Using Spectral As An API Ratings System

When Steve asked me what we could do with APIs.io, I knew I wanted to improve upon what APIs.io v1 was as an API search, but I also lay the groundwork for what we need to help alleviate our API discovery pain. Every time I have made an investment in API discovery over the last decade, I also find myself considering what constitutes a good API, as well as a bad API, but also effectively dealing with the change that is inevitable across the API landscape. I knew that search would be important for the new APIs.io, something I”ll write a separate post about, but I new that an APIs rating system for APIs.io would play just as an important of a role.

APIs.io has a ratings API which the engine uses to rate the APIs.json as well as the APIs that are indexed within them. This API ratings system is defined and driven using the open source API listing tool Spectral. The open source Spectral is best known for listing OpenAPI and AsyncAPI, but it will work for any JSON or YAML schema, so we developed a base set of rules for APIs.json. Effectively linting not just your API, but your API operations. There is a Spectral rule for each APIs.json property, spanning potentially multiple APIs, but also the variety of properties of those APIs like having a sign up page, documentation, plans, terms of service, SDKs, and other common building blocks of our public and private API portals.
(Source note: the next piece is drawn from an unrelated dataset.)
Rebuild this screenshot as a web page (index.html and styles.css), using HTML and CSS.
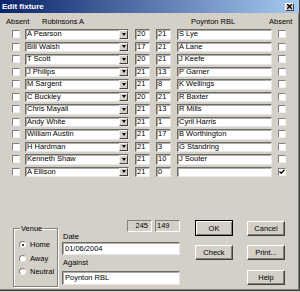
FILE: index.html
```html
<!DOCTYPE html>
<html>
  <head>
    <title>Edit fixture</title>
    <link rel="stylesheet" href="styles.css">
  </head>
  <body>
    <div class="dialog">
      <div class="titlebar">
        <span class="title">Edit fixture</span>
        <span class="close">
          <svg width="5" height="5" viewBox="0 0 5 5"><path d="M0 0L5 5M5 0L0 5" stroke="#000" stroke-width="1.4"/></svg>
        </span>
      </div>

      <div class="header">
        <span class="h-absent">Absent</span>
        <span class="h-home">Robinsons A</span>
        <span class="h-away">Poynton RBL</span>
        <span>Absent</span>
      </div>

      <!-- player rows -->
      <div class="rows">
        <div class="row"><span class="chk"></span><div class="combo field"><span class="combo-text">A Pearson</span><span class="arrow"></span></div><span class="score field">20</span><span class="score field">21</span><span class="name field">S Lye</span><span class="chk"></span></div>
        <div class="row"><span class="chk"></span><div class="combo field"><span class="combo-text">Bill Walsh</span><span class="arrow"></span></div><span class="score field">17</span><span class="score field">21</span><span class="name field">A Lane</span><span class="chk"></span></div>
        <div class="row"><span class="chk"></span><div class="combo field"><span class="combo-text">T Scott</span><span class="arrow"></span></div><span class="score field">20</span><span class="score field">21</span><span class="name field">J Keefe</span><span class="chk"></span></div>
        <div class="row"><span class="chk"></span><div class="combo field"><span class="combo-text">J Philips</span><span class="arrow"></span></div><span class="score field">21</span><span class="score field">13</span><span class="name field">P Garner</span><span class="chk"></span></div>
        <div class="row"><span class="chk"></span><div class="combo field"><span class="combo-text">M Sargent</span><span class="arrow"></span></div><span class="score field">21</span><span class="score field">8</span><span class="name field">K Wellings</span><span class="chk"></span></div>
        <div class="row"><span class="chk"></span><div class="combo field"><span class="combo-text">C Buckley</span><span class="arrow"></span></div><span class="score field">20</span><span class="score field">21</span><span class="name field">R Baxter</span><span class="chk"></span></div>
        <div class="row"><span class="chk"></span><div class="combo field"><span class="combo-text">Chris Mayall</span><span class="arrow"></span></div><span class="score field">21</span><span class="score field">13</span><span class="name field">R Mills</span><span class="chk"></span></div>
        <div class="row"><span class="chk"></span><div class="combo field"><span class="combo-text">Andy White</span><span class="arrow"></span></div><span class="score field">21</span><span class="score field">1</span><span class="name field">Cyril Harris</span><span class="chk"></span></div>
        <div class="row"><span class="chk"></span><div class="combo field"><span class="combo-text">William Austin</span><span class="arrow"></span></div><span class="score field">21</span><span class="score field">17</span><span class="name field">B Worthington</span><span class="chk"></span></div>
        <div class="row"><span class="chk"></span><div class="combo field"><span class="combo-text">H Hardman</span><span class="arrow"></span></div><span class="score field">21</span><span class="score field">3</span><span class="name field">G Standring</span><span class="chk"></span></div>
        <div class="row"><span class="chk"></span><div class="combo field"><span class="combo-text">Kenneth Shaw</span><span class="arrow"></span></div><span class="score field">21</span><span class="score field">10</span><span class="name field">J Souter</span><span class="chk"></span></div>
        <div class="row"><span class="chk"></span><div class="combo field"><span class="combo-text">A Ellison</span><span class="arrow"></span></div><span class="score field">21</span><span class="score field">0</span><span class="name field"></span><span class="chk"><svg width="6" height="6" viewBox="0 0 6 6"><path d="M0.5 2.5L2.2 4.3L5.5 0.8" fill="none" stroke="#000" stroke-width="1.3"/></svg></span></div>
      </div>

      <!-- venue, date and buttons -->
      <div class="bottom">
        <div class="group">
          <span class="legend">Venue</span>
          <div class="opt"><span class="radio on"></span>Home</div>
          <div class="opt"><span class="radio"></span>Away</div>
          <div class="opt"><span class="radio"></span>Neutral</div>
        </div>

        <div class="fields">
          <div class="totals">
            <span class="total home-total">245</span>
            <span class="total">149</span>
          </div>
          <div class="label date-label">Date</div>
          <div class="input date field">01/06/2004</div>
          <div class="label against-label">Against</div>
          <div class="input against field">Poynton RBL</div>
        </div>

        <div class="buttons">
          <span class="btn default">OK</span>
          <span class="btn">Cancel</span>
          <span class="btn">Check</span>
          <span class="btn">Print...</span>
          <span class="btn help">Help</span>
        </div>
      </div>
    </div>
  </body>
</html>
```

FILE: styles.css
```css
body {
  margin: 0;
  background: #d4d0c8;
  font-family: "Liberation Sans", Arial, sans-serif;
  font-size: 7.5px;
  color: #000;
}
.dialog {
  width: 300px;
  height: 291px;
  box-sizing: border-box;
  border-right: 1px solid #404040;
  border-bottom: 1px solid #404040;
  box-shadow: inset -1px -1px #808080;
}
.titlebar {
  height: 13px;
  display: flex;
  align-items: center;
  justify-content: space-between;
  padding: 0 5px 0 2px;
  background: linear-gradient(to right, #0a246a, #a6caf0);
}
.title {
  color: #fff;
  font-weight: bold;
  font-size: 8px;
}
.close {
  width: 9px;
  height: 8px;
  box-sizing: border-box;
  display: flex;
  align-items: center;
  justify-content: center;
  background: #d4d0c8;
  border: 1px solid;
  border-color: #fff #404040 #404040 #fff;
}
.header {
  height: 15px;
  display: flex;
  align-items: center;
  padding: 1px 0 0 6px;
  box-sizing: border-box;
}
.h-absent { width: 36px; }
.h-home { width: 149px; }
.h-away { width: 78px; }

.rows {
  display: flex;
  flex-direction: column;
}
.row {
  height: 12.5px;
  display: flex;
  align-items: center;
  padding-left: 12px;
}
.field {
  background: #fff;
  box-sizing: border-box;
  border: 1px solid;
  border-color: #6a6a6a #e8e8e8 #e8e8e8 #6a6a6a;
  box-shadow: inset 1px 1px #b0aca4;
  white-space: nowrap;
  overflow: hidden;
}
.chk {
  width: 8px;
  height: 8px;
  box-sizing: border-box;
  background: #fff;
  border: 1px solid;
  border-color: #808080 #f0f0f0 #f0f0f0 #808080;
  display: flex;
  align-items: center;
  justify-content: center;
}
.row .chk:last-child { margin-left: 6px; }
.combo {
  margin-left: 5px;
  width: 104px;
  height: 10.5px;
  display: flex;
}
.combo-text {
  flex: 1;
  padding-left: 1px;
  line-height: 8.5px;
}
.arrow {
  width: 9px;
  box-sizing: border-box;
  background: #d4d0c8;
  border: 1px solid;
  border-color: #f4f4f4 #404040 #404040 #f4f4f4;
  display: flex;
  align-items: center;
  justify-content: center;
}
.arrow::after {
  content: "";
  border-left: 2.5px solid transparent;
  border-right: 2.5px solid transparent;
  border-top: 3px solid #000;
}
.score {
  margin-left: 6px;
  width: 15px;
  height: 10.5px;
  padding-left: 1px;
  line-height: 8.5px;
}
.name {
  margin-left: 6px;
  width: 95px;
  height: 10.5px;
  padding-left: 1px;
  line-height: 8.5px;
}

.bottom {
  display: flex;
  align-items: flex-start;
  padding: 42px 0 0 13px;
}
.group {
  position: relative;
  margin-top: 8px;
  width: 45px;
  height: 59px;
  box-sizing: border-box;
  border: 1px solid #808080;
  box-shadow: 1px 1px #fff, inset 1px 1px #fff;
  padding: 9px 0 0 5px;
}
.legend {
  position: absolute;
  top: -5px;
  left: 6px;
  padding: 0 1px;
  line-height: 9px;
  background: #d4d0c8;
}
.opt {
  height: 13.5px;
  display: flex;
  align-items: center;
}
.radio {
  width: 7px;
  height: 7px;
  box-sizing: border-box;
  margin-right: 4px;
  border-radius: 50%;
  background: #fff;
  border: 1px solid;
  border-color: #808080 #f0f0f0 #f0f0f0 #808080;
  display: flex;
  align-items: center;
  justify-content: center;
}
.radio.on::after {
  content: "";
  width: 2px;
  height: 2px;
  border-radius: 50%;
  background: #000;
}
.fields {
  margin-left: 4px;
  width: 118px;
}
.totals {
  display: flex;
  justify-content: flex-end;
  gap: 3px;
  height: 11.5px;
}
.total {
  width: 25px;
  box-sizing: border-box;
  border: 1px solid;
  border-color: #808080 #fff #fff #808080;
  padding: 0 1px;
  line-height: 9.5px;
}
.home-total {
  text-align: right;
  padding-right: 3px;
}
.label {
  padding-left: 1px;
}
.date-label {
  height: 10.5px;
  line-height: 9px;
}
.against-label {
  height: 16px;
  line-height: 16px;
}
.input {
  padding-left: 2px;
}
.date {
  height: 13px;
  line-height: 11px;
}
.against {
  height: 14px;
  line-height: 12px;
}
.buttons {
  margin-left: 15px;
  display: grid;
  grid-template-columns: 38px 38px;
  grid-auto-rows: 16px;
  column-gap: 14px;
  row-gap: 8.5px;
}
.btn {
  box-sizing: border-box;
  height: 15px;
  align-self: center;
  display: flex;
  align-items: center;
  justify-content: center;
  background: #d4d0c8;
  border: 1px solid;
  border-color: #fff #404040 #404040 #fff;
  box-shadow: inset -1px -1px #808080;
}
.btn.default {
  height: 16px;
  border-color: #000;
  box-shadow: inset 1px 1px #fff, inset -1px -1px #808080;
}
.help {
  grid-column: 2;
}
```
We have Spectral rules for linting the APIs.json, as well as OpenAPIs that are indexed for any API. We will eventually develop Spectral rules for AsyncAPI, JSON Schema, and other machine-readable properties. Each Spectral rule has points associated with it. Right now we have applied scores based upon my gut feeling as we crafted each rule, but it is something we will adjust over time to “dial-in” the ratings algorithm—rewarding the API operational patterns that matter the most. We am running the rules against all APIs indexed via APIs.io every week, so we will have a record over time regarding how an API has increased or decreased its overall rating based upon things inside and outside the control of each API producer.

We am using Spectral to map the positive patterns we are looking for from API producers, then identify which of those patterns are present across many API producers. This is different than the way it is used for API governance, where you tend to highlight the patterns that are missing from an API. It is easy to quickly adapt the Spectral rules applied to API operations using APIs.json to help guide API producers when it comes to adding common building blocks, or essentially governing the delivery of an API across the API lifecycle. We will spend time grouping rules into different areas of the common API lifecycle, platform, or other view of our API operations to help reduce cognitive load when it comes to rating each API.
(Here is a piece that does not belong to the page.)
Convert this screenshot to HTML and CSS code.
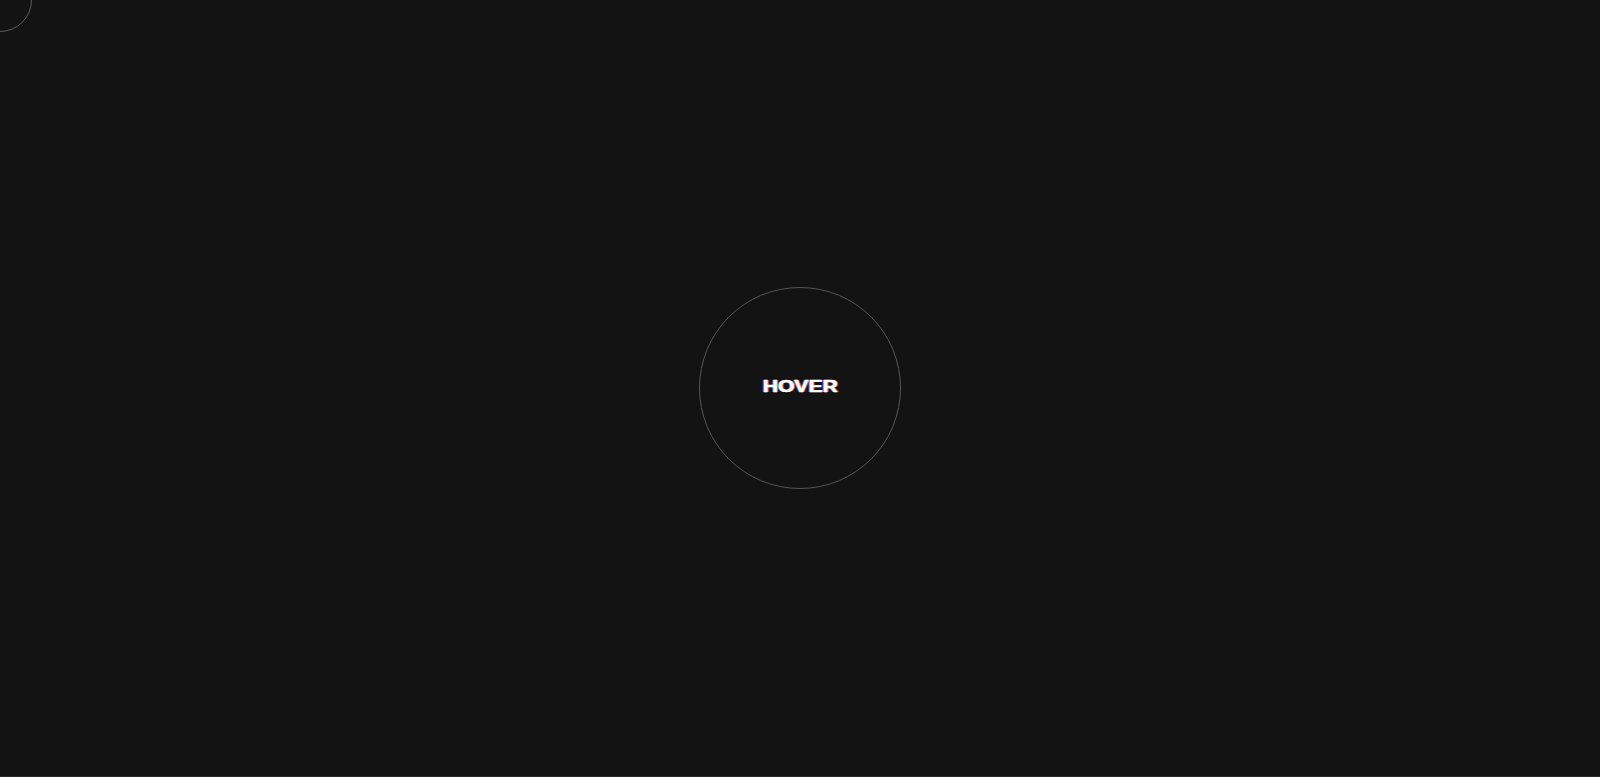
FILE: index.html
```html
<!DOCTYPE html>
<html lang="en">
<head>
<meta charset="utf-8">
<title>Hover</title>
<link rel="stylesheet" href="styles.css">
</head>
<body>
<div class="cursor"></div>
<main class="stage">
  <div class="ring">
    <span class="label">HOVER</span>
  </div>
</main>
<div class="baseline"></div>
</body>
</html>
```
FILE: styles.css
```css
html, body {
  margin: 0;
  padding: 0;
  height: 100%;
  background: #131313;
  overflow: hidden;
}
body {
  display: flex;
  flex-direction: column;
  font-family: "Liberation Sans", Arial, sans-serif;
}
.stage {
  flex: 1;
  display: flex;
  align-items: center;
  justify-content: center;
}
.ring {
  width: 200px;
  height: 200px;
  border: 1px solid #555555;
  border-radius: 50%;
  display: flex;
  align-items: center;
  justify-content: center;
}
.label {
  color: #ffffff;
  font-weight: 700;
  font-size: 17px;
  line-height: 1;
  transform: scaleX(1.24);
  -webkit-text-stroke: 0.5px #ffffff;
  text-shadow: -1px 0 0 #2f6bff, 1px 0 0 #ff5a1f;
  margin-top: -4px;
}
.cursor {
  position: absolute;
  left: -32px;
  top: -32px;
  width: 64px;
  height: 64px;
  border: 1px solid #5a5a5a;
  border-radius: 50%;
  box-sizing: border-box;
}
.baseline {
  height: 1px;
  background: #2b2b2b;
}
```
We are just getting started. We have 73 APIs.json for top API producers, indexing 215 APIs and growing. Right now we are hand-crafting artisanal APIs.json for providers to push forward the index as well as the ratings system. Over time API producers can begin maintaining their own APIs.json and we can focus exclusively on the Spectral powered API ratings system. Our goal with this wave of work was to prove the concept out, demonstrate the rating of APIs.json and OpenAPI, and then use to power the search ordering for APIs.io. Next we’ll focus on better coverage across the individual as well as common API properties we’ve identified across the 73 API producers we’ve indexed, and better organize and score each Spectral rule, until we find the optimal approach to rating APIs.